I currently get: 60mph is 6.8k rpm , 65mph is 7k. This is with the 108mm variator FAN in. 60mph was 6.5k with the 115mm fan I believe.
65mph video: wobbly-ness is video stabilizer, because it was too SHAKEY to read without it. Audio is mostly wind noise, unfortunately my helmet mic wasn't on, but I screamed HOLY COW loud enough to be heard over the wind a little lol.
For getting that hard to reach bolt on the valve cover, are universal joint adapters useable? It wasn't quite what I thought it was after I got it on my ratchet, it pivots on 2 points.. I'm imagining this won't be easy to use, but hopefully I can make it work.
The loud clank is very rare, it wasn't in that video, but if I ever manage to catch it on camera I'll post it. Glad to know that's normal/good behavior for the starter though! I always had to do that double-press since I can remember.
I assume the hole that'll be left over on the CVT cover should be closed up, right? I would imagine the danger of bugs etc getting in is worse than the possible extra cooling effect... or...?

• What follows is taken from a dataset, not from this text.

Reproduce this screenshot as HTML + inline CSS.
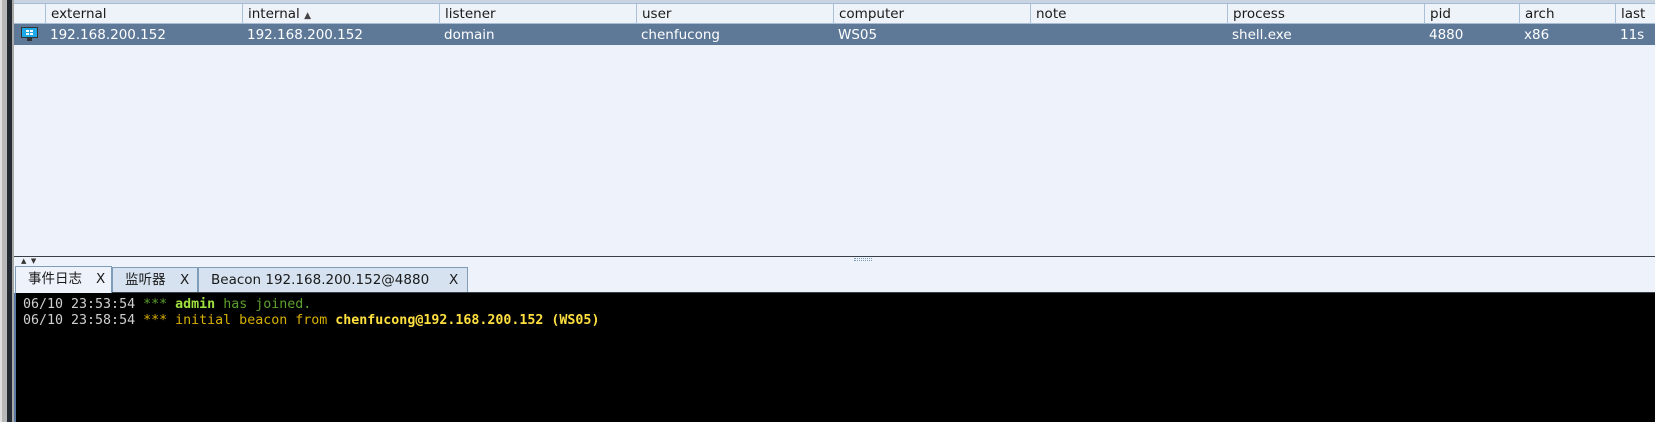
<!DOCTYPE html>
<html><head><meta charset="utf-8"><style>
*{margin:0;padding:0;box-sizing:border-box}
body{width:1655px;height:422px;overflow:hidden;background:#eef2fa;position:relative;font-family:"DejaVu Sans","Liberation Sans","Noto Sans CJK SC",sans-serif;font-size:13.5px;color:#1a1a1a}
.abs{position:absolute}
.hdr{top:3px;height:21px;left:14px;right:0;background:#eef2f9;border-top:1px solid #a8bcd4;border-bottom:1px solid #a8bcd4}
.col{position:absolute;top:0;height:20px;border-left:1px solid #a8c0d8;padding-left:5px;line-height:20px}
.row{top:24px;height:21px;left:14px;right:0;background:#5e7898;color:#fff}
.cell{position:absolute;top:1px;line-height:20px;padding-left:5px}
.mono{font-family:"DejaVu Sans Mono","Liberation Mono",monospace;font-size:13.3px;line-height:16px;white-space:pre}
.tab{position:absolute;top:267px;height:26px;border:1px solid #7f9db9;border-bottom:none;line-height:24px;padding-left:12px;background:#d6e2f0}
</style></head><body>
<div class="abs" style="left:0;top:0;width:2px;height:422px;background:#e0e0e0"></div>
<div class="abs" style="left:2px;top:0;width:5px;height:422px;background:#b8b8b8"></div>
<div class="abs" style="left:7px;top:0;width:5px;height:422px;background:#242a32"></div>
<div class="abs" style="left:12px;top:0;width:2px;height:422px;background:#a8a8a8"></div>
<div class="abs" style="left:14px;top:0;right:0;height:3px;background:#c8d4e2"></div>
<div class="abs hdr">
<div class="col" style="left:31px">external</div>
<div class="col" style="left:228px">internal <span style="font-size:9px;color:#444">▲</span></div>
<div class="col" style="left:425px">listener</div>
<div class="col" style="left:622px">user</div>
<div class="col" style="left:819px">computer</div>
<div class="col" style="left:1016px">note</div>
<div class="col" style="left:1213px">process</div>
<div class="col" style="left:1410px">pid</div>
<div class="col" style="left:1505px">arch</div>
<div class="col" style="left:1601px">last</div>
</div>
<div class="abs row">
<svg class="abs" style="left:6px;top:2px" width="19" height="16"><rect x="1" y="1" width="17" height="11" fill="#333"/><rect x="2" y="2" width="15" height="9" fill="#1fa8e8"/><rect x="6" y="4" width="3" height="2" fill="#fff"/><rect x="10" y="4" width="3" height="2" fill="#fff"/><rect x="6" y="7" width="3" height="2" fill="#fff"/><rect x="10" y="7" width="3" height="2" fill="#fff"/><rect x="7" y="12" width="5" height="3" fill="#333"/></svg>
<div class="cell" style="left:31px">192.168.200.152</div>
<div class="cell" style="left:228px">192.168.200.152</div>
<div class="cell" style="left:425px">domain</div>
<div class="cell" style="left:622px">chenfucong</div>
<div class="cell" style="left:819px">WS05</div>
<div class="cell" style="left:1213px">shell.exe</div>
<div class="cell" style="left:1410px">4880</div>
<div class="cell" style="left:1505px">x86</div>
<div class="cell" style="left:1601px">11s</div>
</div>
<div class="abs" style="left:14px;top:256px;right:0;height:1px;background:#3a4048"></div>
<div class="abs" style="left:21px;top:257px;font-size:7px;color:#333">▲&nbsp;&nbsp;▼</div>
<div class="abs" style="left:854px;top:258px;width:18px;height:3px;border-top:1px dotted #7f9db9;border-bottom:1px dotted #7f9db9"></div>
<div class="tab" style="left:15px;width:97px;background:#eef2fa;top:266px;height:27px">事件日志<span style="position:absolute;left:80px">X</span></div>
<div class="tab" style="left:112px;width:86px">监听器<span style="position:absolute;left:67px">X</span></div>
<div class="tab" style="left:198px;width:270px">Beacon 192.168.200.152@4880<span style="position:absolute;left:250px">X</span></div>
<div class="abs" style="left:112px;top:292px;right:0;height:1px;background:#3a4048"></div>
<div class="abs" style="left:14px;top:293px;width:2px;height:129px;background:#5a78a0"></div>
<div class="abs" style="left:16px;top:293px;right:0;bottom:0;background:#000"></div>
<div class="abs mono" style="left:23px;top:297px;color:#d0d0d0">06/10 23:53:54 <span style="color:#5ca02c">***</span> <b style="color:#9ee040">admin</b> <span style="color:#5ca02c">has joined.</span></div>
<div class="abs mono" style="left:23px;top:313px;color:#d0d0d0">06/10 23:58:54 <span style="color:#d8b000">***</span> <span style="color:#d8b000">initial beacon from</span> <b style="color:#ffe040">chenfucong@192.168.200.152 (WS05)</b></div>
</body></html>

Is it possible to remove the whole kickstart assembly and ride without any of it in? At first I thought the kickstart's crankshaft was needed to put the CVT cover back on, but looking again it doesn't look needed.
Why would I do this? - Because my kickstart doesn't work, and I'm just not interested in fixing it at the moment, AND because I think my electric start gear is getting caught on the gears sometimes. This is because the kickstart shaft gets pulled out of alignment when I put the CVT cover back on, so I just want to take it off until maybe later. Any side effects to doing this or will all be good?
This might be related; here's a quick video of what my starter does 80% of the time... it gets stuck the first time and stays stuck with the lights dim until I release, so I release and press again, then it'll start right up. It also very rarely will go CLANG really loud like when you change gears on a bicycle while pedaling really hard ("BANG!"), so this makes me think it's getting caught on the kickstart stuff sometimes.